Post # 16
anabolina : And cultural issues come into conflict when someone is trying to reap all the benefits of a culture and do none of the work. I’m not hearing any of that cultural money where the patriarch is responsible for resources for the lower generations, so he can fuck off with the cultural free child care.
Post # 17
- Wedding: June 2018 - Tizer Gardens/Carroll College
I’m so confused. Do you live with the parents? Does your fiance? Is this part of a live-in arrangement that you wipe kids butts and give them bottles in the middle of the night while the parents sleep in? If the no, then the answer is heck no. If the living arrangement part is written, and those things aren’t happening, I can see why they might be upset and hoping for a little more help around the house.
But if you don’t live there, and he doesn’t live there, how can they expect you to be part-time caretakers for their children? I feel bad for the kids with these parents…. they are going to raise them to be just as entitled as they are.
Post # 18
Umm no. The only people that are OBLIGATED to care for the children are the children’s parents, no one else.

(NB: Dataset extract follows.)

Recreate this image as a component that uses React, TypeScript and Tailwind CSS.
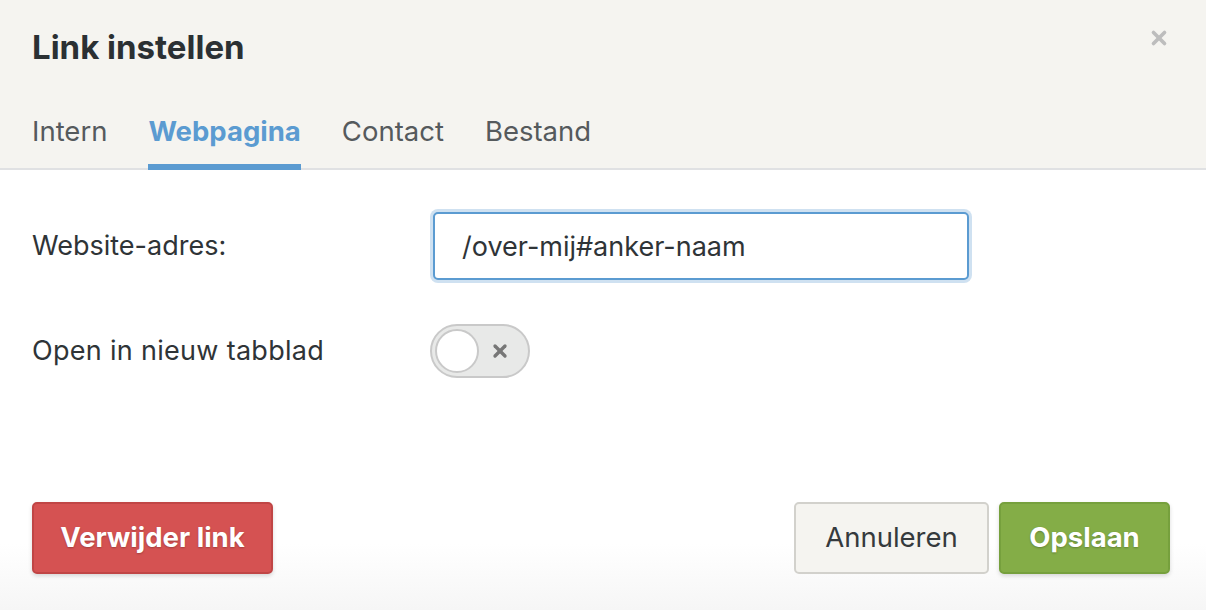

Sure, it’s nice when family helps out but the only person that should feel like they have to care for the children are the parents.
Post # 19
beetothesea : Hell to the no. Where are the parents during the day, why aren’t they watching the kid? The only people who are responsible to take care of a child are their parents. No matter if I was super busy or not, it’s not my responsibility to be at someone else’s beck and call to raise their kid. Why have a baby if you can’t care for it appropriately without immense help?
Post # 20
beetothesea : your SIL sucks. No one except for her, the father of her children, and anyone they hire for cash money are obligated to take care of them. It’s nice when friends and family help out, but it should never be expected!
Post # 21
beetothesea : LOL! omg. they are insane. True story. I’ve baby sat exactly 1 time in the 7 years I’ve had nephews or neices, and it was for my sister, and the kid was asleep the whole time. If they are truly in a bind I would but they all live about 30-40 minutes from me, and I work a lot so any time off I have I like to spend with my friends and husband.
Tell them to eff off. lol. You are not obligated to babysit. And now that I am pregnant, I am really anti babysitting…enjoying the rest of my kid free life until june!!
I do spend a lot of time with my neices and nephwes, I love them, but its when we are all together.
Post # 22
Heck no! You are not obligated to care for any child but your own. I wasn’t even obligated to watch my younger sisters. My mom offered and told me how much per hour she would pay me.
Post # 23
You”re not obligated to do anything. And SIL should be very thankful when you offer to babysit. My SIL has the same expectations as yours. And piled onto that is ‘of course everyone would want to babysit my son- he’s so cute and amazing!’.
Husband got into an argument that no- we don’t have to and she threw a fit… badmouthed us to family- but- she doesn’t harrass us to look after her darling kid.
Don’t feel guilty for ‘not doing your part’ *eye roll* and don’t let her badger you into doing something you wouldn’t want.
Post # 24
That’s not a thing. At all. Sure they can ask if you can babysit. Key word is ask.
Post # 25
Plus maybe ask if they are “doing their part” to understand your FIs depression. Calling him lazy for having depression would piss me off enough to say something and not help. How ignorant of them.
Post # 26
Or “sure, my rate is $x per hour.”
Post # 27
No that is ridiculous!!! I am a mother of an 8 year old and 11 year old and I have never expected anyone to babysit for me. If I’ve ever had to ask for help I definitely don’t expect that they will automatically say yes.
Post # 28
beetothesea : No, that’s ridiculous. I don’t understand this part though: “FI’s brother lives with SIL and is essentially a live in babysitter right now.” Is this the kids’ dad or another brother? If it’s another brother, why do they need even more babysitters? If it’s the kids’ dad, being a dad isn’t babysitting. But that still doesn’t mean everyone else in the world owes them babysitting.
Post # 29
Family offering to babysit is a LUXURY and they should be grateful for what’s already being done by others. They should not EXPECT anything. Having kids mean the parents are 100% responsible and should be planning each child accordingly. If they don’t have enough babysitters, that is on themselves, not you.
Post # 30
They’re nuts!! Not your circus, not your monkeys.